On 28 April,Seoul brushed aside US President Donald Trump's suggestion that it should pay for a USD 1 billion missile defence system the two allies are installing in South Korea to guard against threats from the North.
The first parts of the Terminal High Altitude Area Defense (THAAD) system have already been delivered to a former golf course in the South -- infuriating China -- at a time of heightened tensions over Pyongyang's nuclear and missile programmes.
Top US officials have said THAAD will be operational "within days".
"I informed South Korea it would be appropriate if they paid. It's a billion-dollar system," Trump was quoted as saying by the Reuters news agency. "It's phenomenal, shoots missiles right out of the sky."
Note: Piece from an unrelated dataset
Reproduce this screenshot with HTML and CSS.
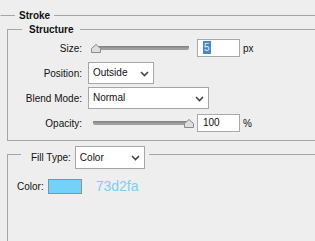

The two countries have been in a security alliance since the 1950-53 Korean war, and more than 28,000 US troops are stationed in the South.
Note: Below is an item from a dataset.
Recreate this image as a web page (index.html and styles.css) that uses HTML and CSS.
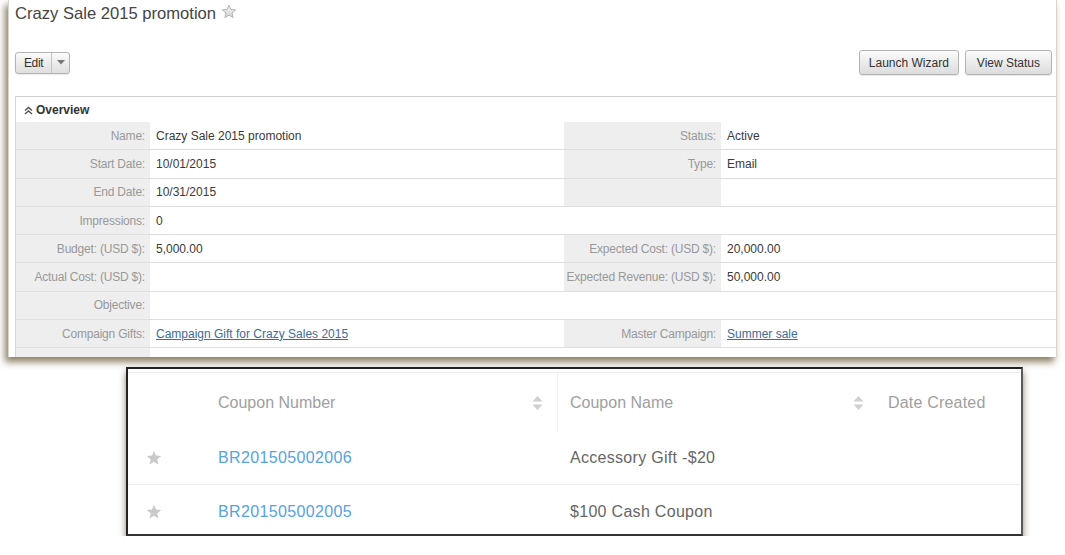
FILE: index.html
```html
<!DOCTYPE html>
<html>
<head>
<meta charset="utf-8">
<link rel="stylesheet" href="styles.css">
</head>
<body>
<div class="panel">
  <div class="title-row">
    <h1 class="title">Crazy Sale 2015 promotion</h1>
    <svg class="title-star" width="16" height="16" viewBox="0 0 16 16">
      <defs><linearGradient id="sg" x1="0" y1="0" x2="0" y2="1"><stop offset="0" stop-color="#f4f4f4"/><stop offset="1" stop-color="#d2d2d2"/></linearGradient></defs>
      <path d="M8 1.2 L9.9 5.5 L14.6 5.9 L11 9 L12.1 13.6 L8 11.2 L3.9 13.6 L5 9 L1.4 5.9 L6.1 5.5 Z" fill="url(#sg)" stroke="#b4b4b4" stroke-width="1" stroke-linejoin="round"/>
    </svg>
  </div>
  <div class="toolbar">
    <div class="split-btn">
      <span class="split-main">Edit</span>
      <span class="split-drop"><svg width="8" height="5" viewBox="0 0 8 5"><path d="M0 0 H8 L4 4.5 Z" fill="#777"/></svg></span>
    </div>
    <div class="actions">
      <span class="btn btn-launch">Launch Wizard</span>
      <span class="btn">View Status</span>
    </div>
  </div>
  <div class="overview">
    <div class="ov-head">
      <svg width="9" height="9" viewBox="0 0 9 9"><path d="M1 4.5 L4.5 1.5 L8 4.5 M1 8 L4.5 5 L8 8" fill="none" stroke="#555" stroke-width="1.4"/></svg>
      <span>Overview</span>
    </div>
    <div class="ov-row">
      <div class="lbl">Name:</div><div class="val">Crazy Sale 2015 promotion</div>
      <div class="lbl">Status:</div><div class="val">Active</div>
    </div>
    <div class="ov-row">
      <div class="lbl">Start Date:</div><div class="val">10/01/2015</div>
      <div class="lbl">Type:</div><div class="val">Email</div>
    </div>
    <div class="ov-row">
      <div class="lbl">End Date:</div><div class="val">10/31/2015</div>
      <div class="lbl"></div><div class="val"></div>
    </div>
    <div class="ov-row">
      <div class="lbl">Impressions:</div><div class="val">0</div>
      <div class="val"></div><div class="val"></div>
    </div>
    <div class="ov-row">
      <div class="lbl">Budget: (USD $):</div><div class="val">5,000.00</div>
      <div class="lbl">Expected Cost: (USD $):</div><div class="val">20,000.00</div>
    </div>
    <div class="ov-row">
      <div class="lbl">Actual Cost: (USD $):</div><div class="val"></div>
      <div class="lbl">Expected Revenue: (USD $):</div><div class="val">50,000.00</div>
    </div>
    <div class="ov-row">
      <div class="lbl">Objective:</div><div class="val"></div>
      <div class="val"></div><div class="val"></div>
    </div>
    <div class="ov-row">
      <div class="lbl">Compaign Gifts:</div><div class="val"><a class="link" href="#">Campaign Gift for Crazy Sales 2015</a></div>
      <div class="lbl">Master Campaign:</div><div class="val"><a class="link" href="#">Summer sale</a></div>
    </div>
    <div class="ov-row ov-last">
      <div class="lbl"></div><div class="val"></div>
      <div class="val"></div><div class="val"></div>
    </div>
  </div>
</div>

<div class="coupons">
  <div class="c-inner">
    <div class="c-row c-head">
      <div class="c-star"></div>
      <div class="c-num"><span>Coupon Number</span><svg class="sort" width="11" height="16" viewBox="0 0 11 16"><path d="M5.5 1 L10.5 6.5 H0.5 Z M5.5 15 L10.5 9.5 H0.5 Z" fill="#cfcfcf"/></svg></div>
      <div class="c-name"><span>Coupon Name</span><svg class="sort" width="11" height="16" viewBox="0 0 11 16"><path d="M5.5 1 L10.5 6.5 H0.5 Z M5.5 15 L10.5 9.5 H0.5 Z" fill="#cfcfcf"/></svg></div>
      <div class="c-date"><span>Date Created</span></div>
    </div>
    <div class="c-row c-body c-first">
      <div class="c-star"><svg width="16" height="16" viewBox="0 0 16 16"><path d="M8 0.8 L10 5.6 L15.2 6 L11.2 9.4 L12.4 14.6 L8 11.8 L3.6 14.6 L4.8 9.4 L0.8 6 L6 5.6 Z" fill="#c9c9c9"/></svg></div>
      <div class="c-num"><a class="c-link" href="#">BR201505002006</a></div>
      <div class="c-name"><span>Accessory Gift -$20</span></div>
      <div class="c-date"></div>
    </div>
    <div class="c-row c-body c-second">
      <div class="c-star"><svg width="16" height="16" viewBox="0 0 16 16"><path d="M8 0.8 L10 5.6 L15.2 6 L11.2 9.4 L12.4 14.6 L8 11.8 L3.6 14.6 L4.8 9.4 L0.8 6 L6 5.6 Z" fill="#c9c9c9"/></svg></div>
      <div class="c-num"><a class="c-link" href="#">BR201505002005</a></div>
      <div class="c-name"><span>$100 Cash Coupon</span></div>
      <div class="c-date"></div>
    </div>
  </div>
</div>
</body>
</html>
```

FILE: styles.css
```css
html, body {
  margin: 0;
  padding: 0;
  background: #ffffff;
  font-family: "Liberation Sans", Arial, sans-serif;
}

.panel {
  margin-left: 8px;
  width: 1041px;
  height: 357px;
  background: #ffffff;
  border-left: 1px solid #d9d5cc;
  border-right: 1px solid #d9d5cc;
  box-shadow: -3px 5px 7px rgba(110, 95, 60, 0.8);
  padding-left: 6px;
  box-sizing: content-box;
  overflow: hidden;
}

.title-row {
  display: flex;
  align-items: center;
  height: 28px;
}

.title {
  margin: 0;
  font-size: 16.6px;
  font-weight: normal;
  color: #454545;
  line-height: 28px;
}

.title-star {
  margin-left: 5px;
  margin-top: -4px;
}

.toolbar {
  display: flex;
  justify-content: space-between;
  align-items: center;
  margin-top: 22px;
  height: 25px;
  padding-right: 4px;
}

.split-btn {
  display: flex;
  height: 20px;
  border: 1px solid #b3b3b3;
  border-radius: 3px;
  background: linear-gradient(#fbfbfb, #dedede);
  font-size: 12px;
  color: #333;
  box-shadow: 0 1px 1px rgba(0,0,0,0.08);
}

.split-main {
  display: flex;
  align-items: center;
  padding: 0 8px 0 8px;
  border-right: 1px solid #c3c3c3;
  letter-spacing: -0.4px;
}

.split-drop {
  display: flex;
  align-items: center;
  justify-content: center;
  width: 17px;
}

.actions {
  display: flex;
  gap: 6px;
}

.btn {
  display: flex;
  align-items: center;
  height: 23px;
  padding: 0 11px;
  border: 1px solid #b3b3b3;
  border-radius: 3px;
  background: linear-gradient(#fbfbfb, #dcdcdc);
  font-size: 12px;
  color: #333;
  box-shadow: 0 1px 1px rgba(0,0,0,0.1);
}

.btn-launch {
  padding: 0 9px;
}

.overview {
  margin-top: 21px;
  border-top: 1px solid #cfcfcf;
  border-left: 1px solid #d6d6d6;
}

.ov-head {
  display: flex;
  align-items: center;
  gap: 3px;
  height: 24px;
  padding-left: 8px;
  padding-top: 1px;
  font-size: 12px;
  font-weight: bold;
  color: #333;
}

.ov-row {
  display: grid;
  grid-template-columns: 134px 414px 157px 1fr;
  height: 28.3px;
  box-sizing: border-box;
  border-bottom: 1px solid #dedede;
  font-size: 12px;
}

.lbl {
  background: #eeeeee;
  color: #999999;
  padding-right: 5px;
  display: flex;
  align-items: center;
  justify-content: flex-end;
  white-space: nowrap;
  letter-spacing: -0.2px;
}

.val {
  color: #3a3a3a;
  padding-left: 6px;
  display: flex;
  align-items: center;
  white-space: nowrap;
}

.link {
  color: #3d6b9c;
  text-decoration: underline;
}

.coupons {
  margin-left: 126px;
  margin-top: 10px;
  width: 893px;
  height: 165px;
  border: 2px solid #222;
  border-right-color: #5a5a5a;
  border-bottom-color: #333;
  background: #ffffff;
  box-shadow: 0 5px 7px rgba(110, 95, 60, 0.8);
}

.c-inner {
  margin-top: 3px;
  border-top: 1px solid #f0f0f0;
}

.c-row {
  display: grid;
  grid-template-columns: 72px 357px 320px 1fr;
  font-size: 16px;
}

.c-head {
  height: 59px;
  color: #a0a0a0;
}

.c-head > div {
  display: flex;
  align-items: center;
}

.c-head .c-num {
  justify-content: space-between;
  padding-left: 18px;
  padding-right: 14px;
}

.c-head .c-name {
  justify-content: space-between;
  border-left: 1px solid #efefef;
  padding-left: 12px;
  padding-right: 13px;
}

.c-head .c-date {
  padding-left: 11px;
  letter-spacing: 0.2px;
}

.c-body > div {
  display: flex;
  align-items: center;
}

.c-first {
  height: 53px;
  box-sizing: border-box;
  border-bottom: 1px solid #ededed;
}

.c-second {
  height: 49px;
  box-sizing: border-box;
  padding-top: 5px;
}

.c-body .c-star {
  padding-left: 18px;
}

.c-body .c-num {
  padding-left: 18px;
}

.c-link {
  color: #55a3e0;
  text-decoration: none;
  letter-spacing: 0.35px;
}

.c-body .c-name {
  padding-left: 13px;
  color: #666;
  letter-spacing: 0.3px;
}
```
Seoul retorted that under the Status of Forces Agreement that governs the US military presence in the country, the South would provide the THAAD site and infrastructure while the US would pay to deploy and operate it.
"There is no change to this basic position," South Korea's defence ministry said in a statement.
The row comes with tensions high on the Korean peninsula following a series of missile launches by the North and warnings from the Trump administration that military action was an "option on the table".
But earlier this week it said it would seek stronger sanctions against Pyongyang and held open the possibility of negotiations, with US Pacific Command chief Admiral Harry Harris saying it wanted to bring leader Kim Jong-Un "to his senses, not to his knees".
The White House also wants China to do more to rein in the North, but Beijing has been infuriated by the THAAD deployment, which it fears weaken its own ballistic capabilities and says upsets the regional security balance.